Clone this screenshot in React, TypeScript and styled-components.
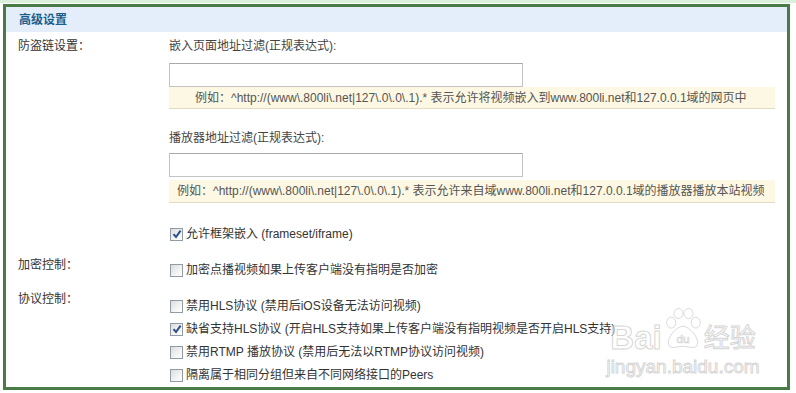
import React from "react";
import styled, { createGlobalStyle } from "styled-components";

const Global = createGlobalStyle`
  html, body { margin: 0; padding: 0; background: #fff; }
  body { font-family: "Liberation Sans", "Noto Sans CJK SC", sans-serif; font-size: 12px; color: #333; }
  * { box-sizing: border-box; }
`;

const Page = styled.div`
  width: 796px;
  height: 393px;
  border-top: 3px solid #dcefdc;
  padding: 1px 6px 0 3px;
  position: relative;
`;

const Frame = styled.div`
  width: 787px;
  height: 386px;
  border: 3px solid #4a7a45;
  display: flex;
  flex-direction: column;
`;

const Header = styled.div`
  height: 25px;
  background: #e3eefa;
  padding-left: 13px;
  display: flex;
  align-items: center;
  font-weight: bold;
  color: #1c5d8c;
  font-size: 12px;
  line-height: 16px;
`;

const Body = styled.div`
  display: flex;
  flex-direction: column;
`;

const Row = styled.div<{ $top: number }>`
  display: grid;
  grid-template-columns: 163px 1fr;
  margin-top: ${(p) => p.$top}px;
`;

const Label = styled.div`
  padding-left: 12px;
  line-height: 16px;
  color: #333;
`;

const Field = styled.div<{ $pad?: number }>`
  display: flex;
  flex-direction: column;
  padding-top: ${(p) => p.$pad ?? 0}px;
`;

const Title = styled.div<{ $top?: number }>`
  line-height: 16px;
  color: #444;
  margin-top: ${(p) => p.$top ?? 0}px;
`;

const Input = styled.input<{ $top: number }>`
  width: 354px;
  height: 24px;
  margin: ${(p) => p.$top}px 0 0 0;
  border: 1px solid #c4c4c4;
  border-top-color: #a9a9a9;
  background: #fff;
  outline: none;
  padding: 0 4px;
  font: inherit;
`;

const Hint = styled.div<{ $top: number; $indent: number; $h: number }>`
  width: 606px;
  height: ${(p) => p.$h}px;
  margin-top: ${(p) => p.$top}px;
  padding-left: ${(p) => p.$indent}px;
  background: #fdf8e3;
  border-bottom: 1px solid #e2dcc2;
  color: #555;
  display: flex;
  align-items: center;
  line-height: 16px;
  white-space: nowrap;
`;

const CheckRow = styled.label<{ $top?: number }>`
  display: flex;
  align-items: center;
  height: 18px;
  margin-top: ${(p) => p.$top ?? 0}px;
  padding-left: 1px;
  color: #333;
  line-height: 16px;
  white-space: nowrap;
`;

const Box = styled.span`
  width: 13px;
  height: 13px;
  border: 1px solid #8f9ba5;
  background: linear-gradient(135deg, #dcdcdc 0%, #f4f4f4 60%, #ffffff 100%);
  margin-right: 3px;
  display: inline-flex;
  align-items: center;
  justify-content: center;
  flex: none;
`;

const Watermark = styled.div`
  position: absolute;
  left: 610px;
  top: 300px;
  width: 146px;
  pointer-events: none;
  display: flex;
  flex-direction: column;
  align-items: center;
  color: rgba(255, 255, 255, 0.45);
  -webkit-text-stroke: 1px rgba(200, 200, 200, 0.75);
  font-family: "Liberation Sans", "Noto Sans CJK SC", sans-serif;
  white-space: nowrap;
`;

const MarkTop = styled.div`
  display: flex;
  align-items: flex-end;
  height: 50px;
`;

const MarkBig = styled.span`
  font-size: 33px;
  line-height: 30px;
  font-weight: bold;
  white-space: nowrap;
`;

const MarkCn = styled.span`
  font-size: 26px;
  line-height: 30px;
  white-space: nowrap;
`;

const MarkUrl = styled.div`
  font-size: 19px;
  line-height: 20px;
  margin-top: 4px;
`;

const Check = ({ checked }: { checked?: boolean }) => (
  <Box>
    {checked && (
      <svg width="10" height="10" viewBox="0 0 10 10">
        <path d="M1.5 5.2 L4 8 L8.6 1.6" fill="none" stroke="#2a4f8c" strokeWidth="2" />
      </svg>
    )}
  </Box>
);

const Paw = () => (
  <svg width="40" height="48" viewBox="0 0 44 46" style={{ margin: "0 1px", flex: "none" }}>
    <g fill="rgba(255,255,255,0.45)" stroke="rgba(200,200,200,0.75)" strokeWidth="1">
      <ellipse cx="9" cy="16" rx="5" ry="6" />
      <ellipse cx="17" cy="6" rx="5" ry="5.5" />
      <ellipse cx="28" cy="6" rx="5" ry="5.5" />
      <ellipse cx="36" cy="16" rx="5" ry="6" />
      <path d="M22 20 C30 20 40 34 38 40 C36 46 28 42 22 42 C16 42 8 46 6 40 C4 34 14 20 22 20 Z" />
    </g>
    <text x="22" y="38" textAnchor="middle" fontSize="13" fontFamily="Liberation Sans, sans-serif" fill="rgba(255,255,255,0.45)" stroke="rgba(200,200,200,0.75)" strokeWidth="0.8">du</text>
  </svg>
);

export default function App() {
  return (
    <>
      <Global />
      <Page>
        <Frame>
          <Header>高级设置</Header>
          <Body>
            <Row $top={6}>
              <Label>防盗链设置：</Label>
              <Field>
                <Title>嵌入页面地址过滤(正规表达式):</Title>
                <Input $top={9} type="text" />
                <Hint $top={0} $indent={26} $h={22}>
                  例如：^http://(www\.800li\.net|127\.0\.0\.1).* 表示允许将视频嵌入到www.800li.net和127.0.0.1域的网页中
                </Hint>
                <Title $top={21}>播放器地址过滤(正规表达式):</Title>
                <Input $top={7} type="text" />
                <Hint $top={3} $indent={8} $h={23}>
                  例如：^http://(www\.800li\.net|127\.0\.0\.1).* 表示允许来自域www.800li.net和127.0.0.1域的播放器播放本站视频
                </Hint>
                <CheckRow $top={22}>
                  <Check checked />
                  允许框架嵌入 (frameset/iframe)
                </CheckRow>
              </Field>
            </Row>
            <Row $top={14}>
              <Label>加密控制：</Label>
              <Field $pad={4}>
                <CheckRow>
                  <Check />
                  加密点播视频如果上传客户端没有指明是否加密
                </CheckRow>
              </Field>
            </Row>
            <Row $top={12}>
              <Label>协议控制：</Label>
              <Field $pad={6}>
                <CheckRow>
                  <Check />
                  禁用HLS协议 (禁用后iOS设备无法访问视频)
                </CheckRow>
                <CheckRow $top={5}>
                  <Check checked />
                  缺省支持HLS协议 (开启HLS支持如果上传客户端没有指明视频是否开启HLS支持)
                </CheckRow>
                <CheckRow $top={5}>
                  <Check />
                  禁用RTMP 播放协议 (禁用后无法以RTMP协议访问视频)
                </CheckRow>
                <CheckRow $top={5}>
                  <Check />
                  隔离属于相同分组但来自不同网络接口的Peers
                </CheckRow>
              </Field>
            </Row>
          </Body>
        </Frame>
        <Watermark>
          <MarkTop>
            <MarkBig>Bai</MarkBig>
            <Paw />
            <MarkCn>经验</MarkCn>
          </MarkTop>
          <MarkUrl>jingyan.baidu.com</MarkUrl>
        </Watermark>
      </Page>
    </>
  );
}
-------------------------
§ TASK INSTRUCTIONS:
Give only the number of lines in the listing above that include the string "React".

§ ANSWER FOR THIS EXERCISE:
2